Escalation path and SLAs — how to get rapid attention
To escalate effectively, use a documented three-step path: (1) open/verify a ticket via the portal and record the ticket number; (2) contact the 24/7 support line and reference the ticket number and severity classification; (3) request escalation to the on-call engineering lead or your named account executive if the SLA target is at risk. Keep precise timestamps in your notes — escalation metrics (time-to-response, time-to-resolution) are measured from when the ticket is created.
Service Level Agreements commonly referenced in MetTel enterprise contracts include uptime targets (99.9% for general services, 99.99% for mission-critical circuits), Mean Time to Repair (MTTR) guarantees expressed in hours, and financial remedies (credits) for missed SLAs. When negotiating, request the SLA appendix that lists credit calculation methodology, applicable exclusions (force majeure, customer-side faults), and the claims submission window (commonly 30–60 days after incident).
What to prepare before contacting support
Preparation reduces back-and-forth and shortens resolution times. For voice incidents include: impacted DID(s) or extension(s), time of first occurrence (UTC or local time), call traces or packet captures if available (PCAP), codec used, edge device model and firmware, and whether the issue is isolated to a single site or geographic region. For data circuits provide circuit ID(s), MAC addresses of CPE, last successful test, and any ticket numbers from last-mile carriers.
For billing or contract disputes collect invoice numbers, billing period, disputed line items and amounts, and any relevant change orders or Purchase Orders (POs). If you are porting numbers, have the Letter of Authorization (LOA), current service provider account number and PIN, billing name and address that matches the losing carrier records, and expected port date. Missing any of these items is the most common cause of multi-week delays.
Troubleshooting common issues and practical fixes
Common voice problems and immediate mitigations: one-way audio usually indicates RTP path or NAT/ firewall issues — verify public IP/port mappings and SIP ALG settings; intermittent calls often stem from jitter or packet loss — run 5–10 minute traffic tests to measure packet loss >1% or jitter >30ms; call setup failures are often 403/404 SIP errors due to misconfigured authentication or route patterns. Provide SIP INVITE/200 OK headers when possible to the engineer — those contain decisive debugging information.
Data circuit issues: verify physical layer first (SFP presence, link LEDs, optics mismatch). For degraded throughput validate MTU and WAN shaping policies end-to-end; MPLS vs. Internet path differences often explain asymmetric behavior.

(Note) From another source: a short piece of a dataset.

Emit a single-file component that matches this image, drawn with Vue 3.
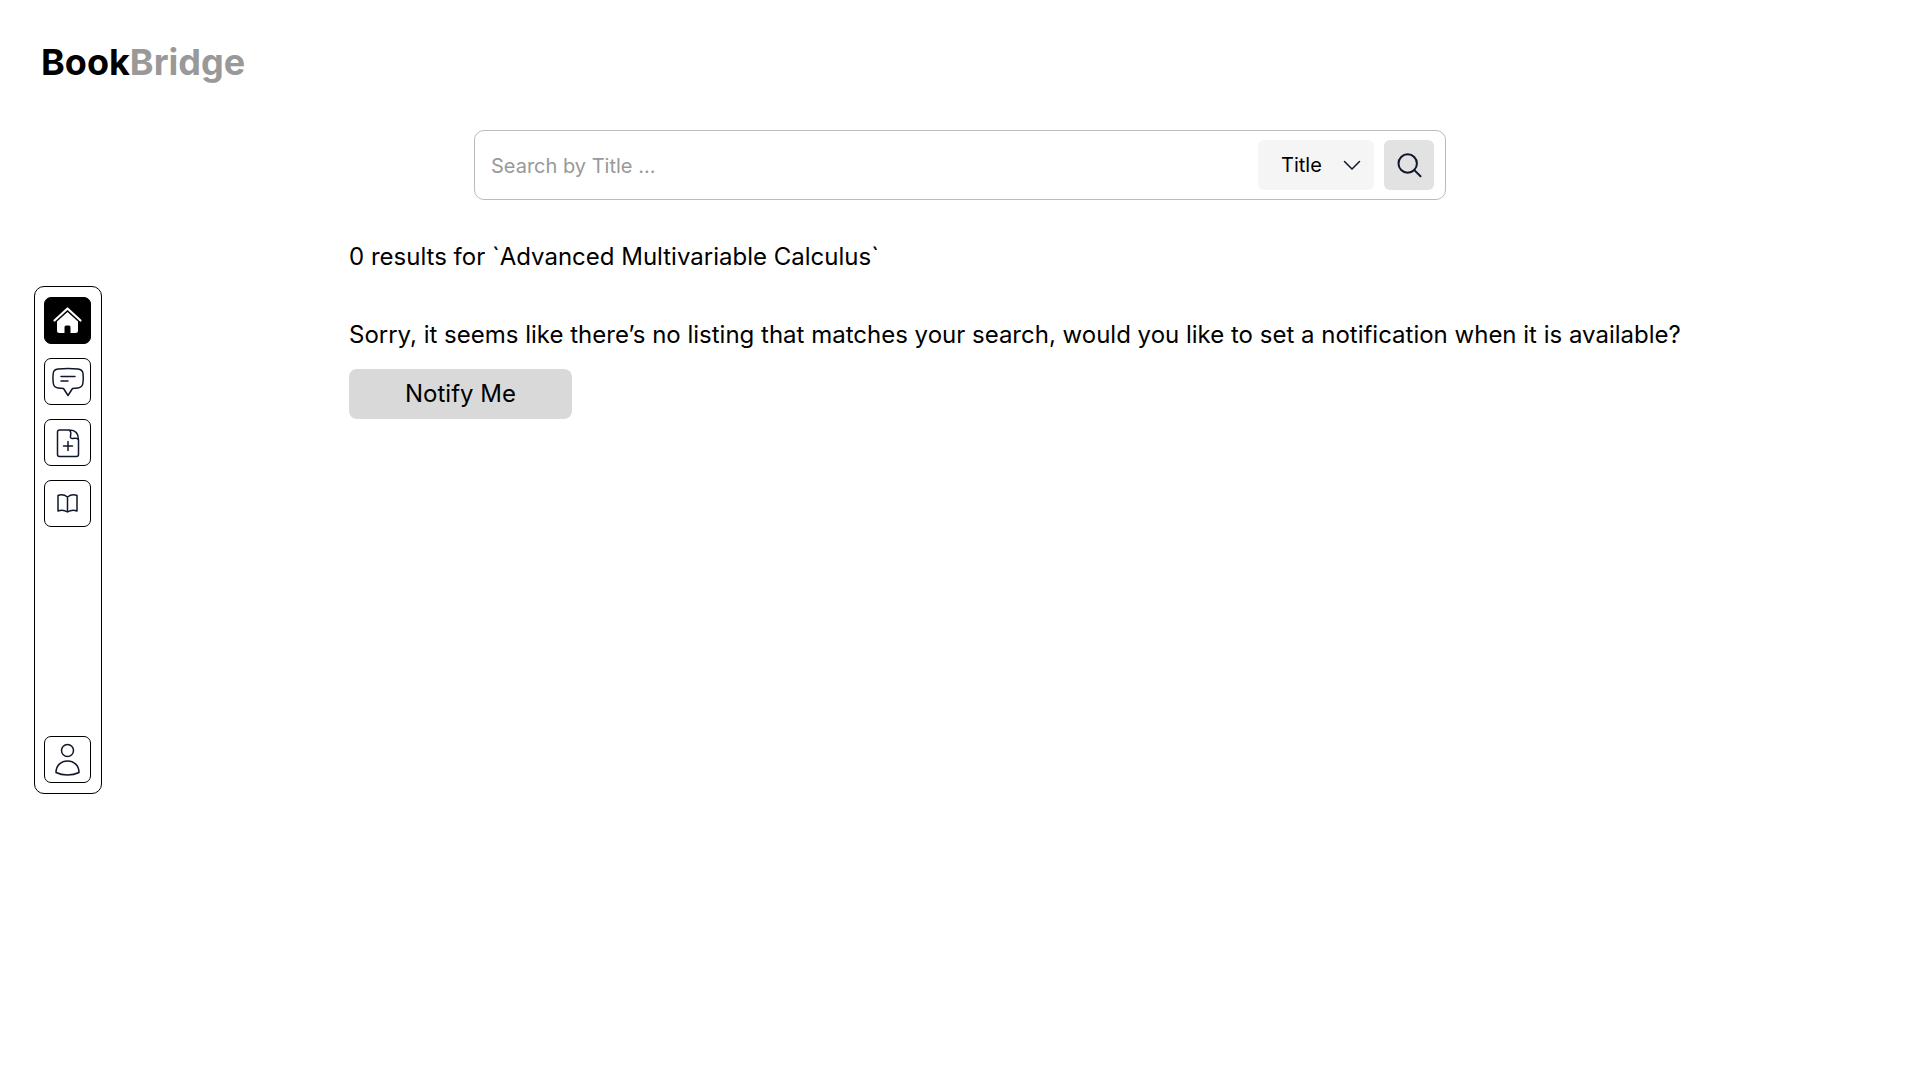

When engaging MetTel support for QoS issues, send baseline synthetic tests (iPerf in TCP and UDP modes, 3–5 runs) and traceroutes from both ends — these reduce investigative time from days to hours.
- Essential ticket checklist: ticket number, severity level, exact timestamps, affected assets (serials/MACs/circuit IDs), business impact statement, screenshots/log snippets, and requested resolution target (e.g., temporary workaround vs. permanent fix).
- Billing & procurement tips: always attach the PO number to the order, request “non-recurring charges” (NRC) and “monthly recurring charges” (MRC) line items in the order confirmation, and archive the order confirmation PDF — disputes are resolved faster when you can show the signed confirmation within 48 hours of receipt.
Account retention, reporting and continuous improvement
For enterprises, set up a quarterly Business Review (QBR) with MetTel to review SLA performance, usage trends, cost optimization (e.g., trunk-usage consolidation), and roadmap alignment for new services like SASE or managed security. In QBRs, request a scorecard that includes tickets opened/closed, average MTTR, credit claims filed vs. paid, and top recurring incident root causes with corrective actions and timelines.
Insist on monthly or weekly automated reports (CSV or API access) containing inventory, utilization, and billing reconciliations. If you manage multi-vendor environments, ask MetTel for one consolidated monthly dashboard to reduce internal overhead — this single pane of glass typically saves 6–12 engineering hours per month for mid-sized IT teams and accelerates problem detection by exposing trends earlier.